Each line of the material must be repeated precisely, with the pictures left out.

Provided data -
· · ·
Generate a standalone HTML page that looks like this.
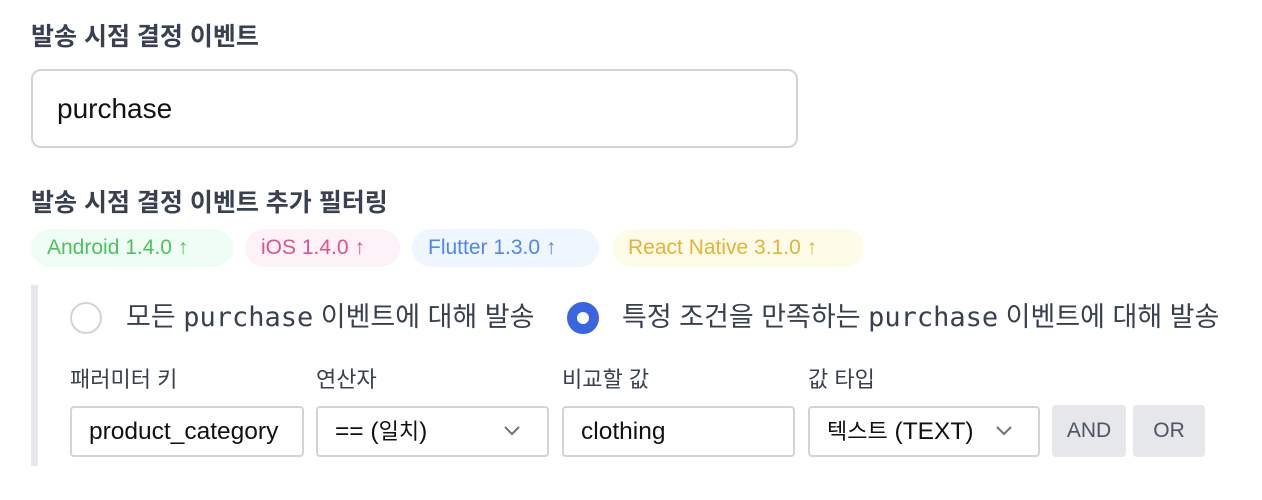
<!DOCTYPE html>
<html><head><meta charset="utf-8"><style>
*{box-sizing:border-box;margin:0;padding:0}
body{width:1262px;height:500px;background:#fff;font-family:"Liberation Sans","Noto Sans CJK KR",sans-serif;color:#111827;position:relative;overflow:hidden}
.a{position:absolute}
.t{font-weight:bold;font-size:25px;color:#374151;line-height:30px}
.badge{position:absolute;top:229px;height:38px;border-radius:19px;font-size:21px;line-height:38px;padding-left:16px}
.lbl{position:absolute;top:366px;font-size:22px;color:#374151;line-height:28px}
.inp{position:absolute;top:406px;height:51px;border:2px solid #d1d5db;border-radius:4px;font-size:24.5px;line-height:47px;padding-left:17px;color:#111;white-space:nowrap}
.k{font-size:22px}
.btn{position:absolute;top:405px;height:52px;background:#e5e7eb;border-radius:4px;font-size:21px;line-height:52px;text-align:center;color:#4b5563}
.mono{font-family:"DejaVu Sans Mono","Liberation Mono",monospace;font-size:27px}
.rt{position:absolute;top:299px;font-size:27px;color:#374151;line-height:36px;white-space:nowrap}
</style></head><body>
<div class="a t" style="left:31px;top:22px">발송 시점 결정 이벤트</div>
<div class="a" style="left:31px;top:69px;width:767px;height:79px;border:2px solid #d1d5db;border-radius:10px;font-size:28px;line-height:75px;padding-left:24px;color:#111">purchase</div>
<div class="a t" style="left:31px;top:188px">발송 시점 결정 이벤트 추가 필터링</div>
<div class="badge" style="left:31px;width:202px;background:#f0fdf4;color:#4cc35e">Android 1.4.0 ↑</div>
<div class="badge" style="left:245px;width:155px;background:#fdf2f8;color:#e0508f">iOS 1.4.0 ↑</div>
<div class="badge" style="left:412px;width:187px;background:#eff6ff;color:#4f86f0">Flutter 1.3.0 ↑</div>
<div class="badge" style="left:612px;width:252px;background:#fefce8;color:#e5b235">React Native 3.1.0 ↑</div>
<div class="a" style="left:31px;top:285px;width:7px;height:181px;background:#e5e7eb"></div>
<div class="a" style="left:70px;top:302px;width:32px;height:32px;border:2px solid #d1d5db;border-radius:50%"></div>
<div class="rt" style="left:126px">모든 <span class="mono">purchase</span> 이벤트에 대해 발송</div>
<div class="a" style="left:567px;top:302px;width:32px;height:32px;border:10px solid #3b65e0;border-radius:50%;background:#fff"></div>
<div class="rt" style="left:622px">특정 조건을 만족하는 <span class="mono">purchase</span> 이벤트에 대해 발송</div>
<div class="lbl" style="left:70px">패러미터 키</div>
<div class="lbl" style="left:316px">연산자</div>
<div class="lbl" style="left:562px">비교할 값</div>
<div class="lbl" style="left:808px">값 타입</div>
<div class="inp" style="left:70px;width:234px">product_category</div>
<div class="inp" style="left:316px;width:233px">== (<span class="k">일치</span>)<svg class="a" style="left:184px;top:17px" width="20" height="12" viewBox="0 0 20 12"><path d="M3 2l7 7 7-7" fill="none" stroke="#6b7280" stroke-width="2"/></svg></div>
<div class="inp" style="left:562px;width:233px">clothing</div>
<div class="inp" style="left:808px;width:232px"><span class="k">텍스트</span> (TEXT)<svg class="a" style="left:184px;top:17px" width="20" height="12" viewBox="0 0 20 12"><path d="M3 2l7 7 7-7" fill="none" stroke="#6b7280" stroke-width="2"/></svg></div>
<div class="btn" style="left:1052px;width:74px">AND</div>
<div class="btn" style="left:1133px;width:72px">OR</div>
</body></html>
· · ·
Task answer -
Generate a standalone HTML page that looks like this.
<!DOCTYPE html>
<html><head><meta charset="utf-8"><style>
*{box-sizing:border-box;margin:0;padding:0}
body{width:1262px;height:500px;background:#fff;font-family:"Liberation Sans","Noto Sans CJK KR",sans-serif;color:#111827;position:relative;overflow:hidden}
.a{position:absolute}
.t{font-weight:bold;font-size:25px;color:#374151;line-height:30px}
.badge{position:absolute;top:229px;height:38px;border-radius:19px;font-size:21px;line-height:38px;padding-left:16px}
.lbl{position:absolute;top:366px;font-size:22px;color:#374151;line-height:28px}
.inp{position:absolute;top:406px;height:51px;border:2px solid #d1d5db;border-radius:4px;font-size:24.5px;line-height:47px;padding-left:17px;color:#111;white-space:nowrap}
.k{font-size:22px}
.btn{position:absolute;top:405px;height:52px;background:#e5e7eb;border-radius:4px;font-size:21px;line-height:52px;text-align:center;color:#4b5563}
.mono{font-family:"DejaVu Sans Mono","Liberation Mono",monospace;font-size:27px}
.rt{position:absolute;top:299px;font-size:27px;color:#374151;line-height:36px;white-space:nowrap}
</style></head><body>
<div class="a t" style="left:31px;top:22px">발송 시점 결정 이벤트</div>
<div class="a" style="left:31px;top:69px;width:767px;height:79px;border:2px solid #d1d5db;border-radius:10px;font-size:28px;line-height:75px;padding-left:24px;color:#111">purchase</div>
<div class="a t" style="left:31px;top:188px">발송 시점 결정 이벤트 추가 필터링</div>
<div class="badge" style="left:31px;width:202px;background:#f0fdf4;color:#4cc35e">Android 1.4.0 ↑</div>
<div class="badge" style="left:245px;width:155px;background:#fdf2f8;color:#e0508f">iOS 1.4.0 ↑</div>
<div class="badge" style="left:412px;width:187px;background:#eff6ff;color:#4f86f0">Flutter 1.3.0 ↑</div>
<div class="badge" style="left:612px;width:252px;background:#fefce8;color:#e5b235">React Native 3.1.0 ↑</div>
<div class="a" style="left:31px;top:285px;width:7px;height:181px;background:#e5e7eb"></div>
<div class="a" style="left:70px;top:302px;width:32px;height:32px;border:2px solid #d1d5db;border-radius:50%"></div>
<div class="rt" style="left:126px">모든 <span class="mono">purchase</span> 이벤트에 대해 발송</div>
<div class="a" style="left:567px;top:302px;width:32px;height:32px;border:10px solid #3b65e0;border-radius:50%;background:#fff"></div>
<div class="rt" style="left:622px">특정 조건을 만족하는 <span class="mono">purchase</span> 이벤트에 대해 발송</div>
<div class="lbl" style="left:70px">패러미터 키</div>
<div class="lbl" style="left:316px">연산자</div>
<div class="lbl" style="left:562px">비교할 값</div>
<div class="lbl" style="left:808px">값 타입</div>
<div class="inp" style="left:70px;width:234px">product_category</div>
<div class="inp" style="left:316px;width:233px">== (<span class="k">일치</span>)<svg class="a" style="left:184px;top:17px" width="20" height="12" viewBox="0 0 20 12"><path d="M3 2l7 7 7-7" fill="none" stroke="#6b7280" stroke-width="2"/></svg></div>
<div class="inp" style="left:562px;width:233px">clothing</div>
<div class="inp" style="left:808px;width:232px"><span class="k">텍스트</span> (TEXT)<svg class="a" style="left:184px;top:17px" width="20" height="12" viewBox="0 0 20 12"><path d="M3 2l7 7 7-7" fill="none" stroke="#6b7280" stroke-width="2"/></svg></div>
<div class="btn" style="left:1052px;width:74px">AND</div>
<div class="btn" style="left:1133px;width:72px">OR</div>
</body></html>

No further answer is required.